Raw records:
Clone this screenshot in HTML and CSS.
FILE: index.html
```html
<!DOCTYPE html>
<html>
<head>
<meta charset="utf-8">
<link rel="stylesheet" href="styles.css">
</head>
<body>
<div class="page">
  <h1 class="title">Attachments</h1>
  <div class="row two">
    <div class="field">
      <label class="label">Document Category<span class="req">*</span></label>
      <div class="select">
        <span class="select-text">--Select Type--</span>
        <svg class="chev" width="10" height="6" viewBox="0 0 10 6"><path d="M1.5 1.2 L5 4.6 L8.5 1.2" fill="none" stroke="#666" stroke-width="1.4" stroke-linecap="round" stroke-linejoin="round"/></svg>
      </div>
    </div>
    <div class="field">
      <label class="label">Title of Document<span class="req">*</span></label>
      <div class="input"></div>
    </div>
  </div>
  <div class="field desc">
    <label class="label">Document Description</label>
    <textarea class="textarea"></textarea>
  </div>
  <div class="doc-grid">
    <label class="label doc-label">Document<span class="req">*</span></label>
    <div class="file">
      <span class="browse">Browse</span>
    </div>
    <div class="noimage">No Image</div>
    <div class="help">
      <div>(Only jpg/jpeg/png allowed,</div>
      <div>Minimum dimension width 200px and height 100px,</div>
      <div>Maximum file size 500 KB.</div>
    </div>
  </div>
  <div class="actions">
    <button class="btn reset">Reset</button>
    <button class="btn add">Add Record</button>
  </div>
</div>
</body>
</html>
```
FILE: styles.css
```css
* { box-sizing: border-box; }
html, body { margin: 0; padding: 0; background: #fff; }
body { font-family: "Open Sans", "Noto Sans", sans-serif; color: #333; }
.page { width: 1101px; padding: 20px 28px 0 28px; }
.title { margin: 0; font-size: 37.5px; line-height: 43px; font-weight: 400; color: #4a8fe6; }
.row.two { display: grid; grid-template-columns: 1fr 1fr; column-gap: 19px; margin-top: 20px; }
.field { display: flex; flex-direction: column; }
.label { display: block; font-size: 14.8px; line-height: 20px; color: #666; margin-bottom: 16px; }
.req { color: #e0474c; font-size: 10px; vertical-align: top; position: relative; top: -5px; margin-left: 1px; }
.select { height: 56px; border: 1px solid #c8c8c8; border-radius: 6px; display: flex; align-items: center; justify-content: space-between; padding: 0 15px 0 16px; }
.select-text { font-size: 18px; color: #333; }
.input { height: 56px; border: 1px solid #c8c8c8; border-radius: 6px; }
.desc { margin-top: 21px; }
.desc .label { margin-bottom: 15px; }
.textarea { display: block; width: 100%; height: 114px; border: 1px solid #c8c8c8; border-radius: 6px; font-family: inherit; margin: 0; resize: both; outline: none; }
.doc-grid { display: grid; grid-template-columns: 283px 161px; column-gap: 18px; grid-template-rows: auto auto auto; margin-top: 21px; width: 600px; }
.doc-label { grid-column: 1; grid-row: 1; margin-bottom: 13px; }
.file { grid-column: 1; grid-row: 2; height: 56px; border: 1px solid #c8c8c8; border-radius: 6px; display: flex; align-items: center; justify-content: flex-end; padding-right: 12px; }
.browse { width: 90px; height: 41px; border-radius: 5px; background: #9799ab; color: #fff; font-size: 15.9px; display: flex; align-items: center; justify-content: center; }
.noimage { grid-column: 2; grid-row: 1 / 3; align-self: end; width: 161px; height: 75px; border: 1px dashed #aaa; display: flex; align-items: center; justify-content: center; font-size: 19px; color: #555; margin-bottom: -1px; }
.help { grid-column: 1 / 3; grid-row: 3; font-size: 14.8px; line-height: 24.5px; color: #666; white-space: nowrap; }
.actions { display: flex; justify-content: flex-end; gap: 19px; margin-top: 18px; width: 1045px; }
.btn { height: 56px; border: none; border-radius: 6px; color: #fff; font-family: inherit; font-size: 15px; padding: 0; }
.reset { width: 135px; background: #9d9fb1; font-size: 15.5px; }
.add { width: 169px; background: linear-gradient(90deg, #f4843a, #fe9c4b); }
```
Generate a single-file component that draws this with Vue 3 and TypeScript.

* _WHAT TO PRODUCE_
Recopy all the lines exactly as they appear.

* _RESPONSE TO THIS EXERCISE_
Clone this screenshot in HTML and CSS.
FILE: index.html
```html
<!DOCTYPE html>
<html>
<head>
<meta charset="utf-8">
<link rel="stylesheet" href="styles.css">
</head>
<body>
<div class="page">
  <h1 class="title">Attachments</h1>
  <div class="row two">
    <div class="field">
      <label class="label">Document Category<span class="req">*</span></label>
      <div class="select">
        <span class="select-text">--Select Type--</span>
        <svg class="chev" width="10" height="6" viewBox="0 0 10 6"><path d="M1.5 1.2 L5 4.6 L8.5 1.2" fill="none" stroke="#666" stroke-width="1.4" stroke-linecap="round" stroke-linejoin="round"/></svg>
      </div>
    </div>
    <div class="field">
      <label class="label">Title of Document<span class="req">*</span></label>
      <div class="input"></div>
    </div>
  </div>
  <div class="field desc">
    <label class="label">Document Description</label>
    <textarea class="textarea"></textarea>
  </div>
  <div class="doc-grid">
    <label class="label doc-label">Document<span class="req">*</span></label>
    <div class="file">
      <span class="browse">Browse</span>
    </div>
    <div class="noimage">No Image</div>
    <div class="help">
      <div>(Only jpg/jpeg/png allowed,</div>
      <div>Minimum dimension width 200px and height 100px,</div>
      <div>Maximum file size 500 KB.</div>
    </div>
  </div>
  <div class="actions">
    <button class="btn reset">Reset</button>
    <button class="btn add">Add Record</button>
  </div>
</div>
</body>
</html>
```
FILE: styles.css
```css
* { box-sizing: border-box; }
html, body { margin: 0; padding: 0; background: #fff; }
body { font-family: "Open Sans", "Noto Sans", sans-serif; color: #333; }
.page { width: 1101px; padding: 20px 28px 0 28px; }
.title { margin: 0; font-size: 37.5px; line-height: 43px; font-weight: 400; color: #4a8fe6; }
.row.two { display: grid; grid-template-columns: 1fr 1fr; column-gap: 19px; margin-top: 20px; }
.field { display: flex; flex-direction: column; }
.label { display: block; font-size: 14.8px; line-height: 20px; color: #666; margin-bottom: 16px; }
.req { color: #e0474c; font-size: 10px; vertical-align: top; position: relative; top: -5px; margin-left: 1px; }
.select { height: 56px; border: 1px solid #c8c8c8; border-radius: 6px; display: flex; align-items: center; justify-content: space-between; padding: 0 15px 0 16px; }
.select-text { font-size: 18px; color: #333; }
.input { height: 56px; border: 1px solid #c8c8c8; border-radius: 6px; }
.desc { margin-top: 21px; }
.desc .label { margin-bottom: 15px; }
.textarea { display: block; width: 100%; height: 114px; border: 1px solid #c8c8c8; border-radius: 6px; font-family: inherit; margin: 0; resize: both; outline: none; }
.doc-grid { display: grid; grid-template-columns: 283px 161px; column-gap: 18px; grid-template-rows: auto auto auto; margin-top: 21px; width: 600px; }
.doc-label { grid-column: 1; grid-row: 1; margin-bottom: 13px; }
.file { grid-column: 1; grid-row: 2; height: 56px; border: 1px solid #c8c8c8; border-radius: 6px; display: flex; align-items: center; justify-content: flex-end; padding-right: 12px; }
.browse { width: 90px; height: 41px; border-radius: 5px; background: #9799ab; color: #fff; font-size: 15.9px; display: flex; align-items: center; justify-content: center; }
.noimage { grid-column: 2; grid-row: 1 / 3; align-self: end; width: 161px; height: 75px; border: 1px dashed #aaa; display: flex; align-items: center; justify-content: center; font-size: 19px; color: #555; margin-bottom: -1px; }
.help { grid-column: 1 / 3; grid-row: 3; font-size: 14.8px; line-height: 24.5px; color: #666; white-space: nowrap; }
.actions { display: flex; justify-content: flex-end; gap: 19px; margin-top: 18px; width: 1045px; }
.btn { height: 56px; border: none; border-radius: 6px; color: #fff; font-family: inherit; font-size: 15px; padding: 0; }
.reset { width: 135px; background: #9d9fb1; font-size: 15.5px; }
.add { width: 169px; background: linear-gradient(90deg, #f4843a, #fe9c4b); }
```
Generate a single-file component that draws this with Vue 3 and TypeScript.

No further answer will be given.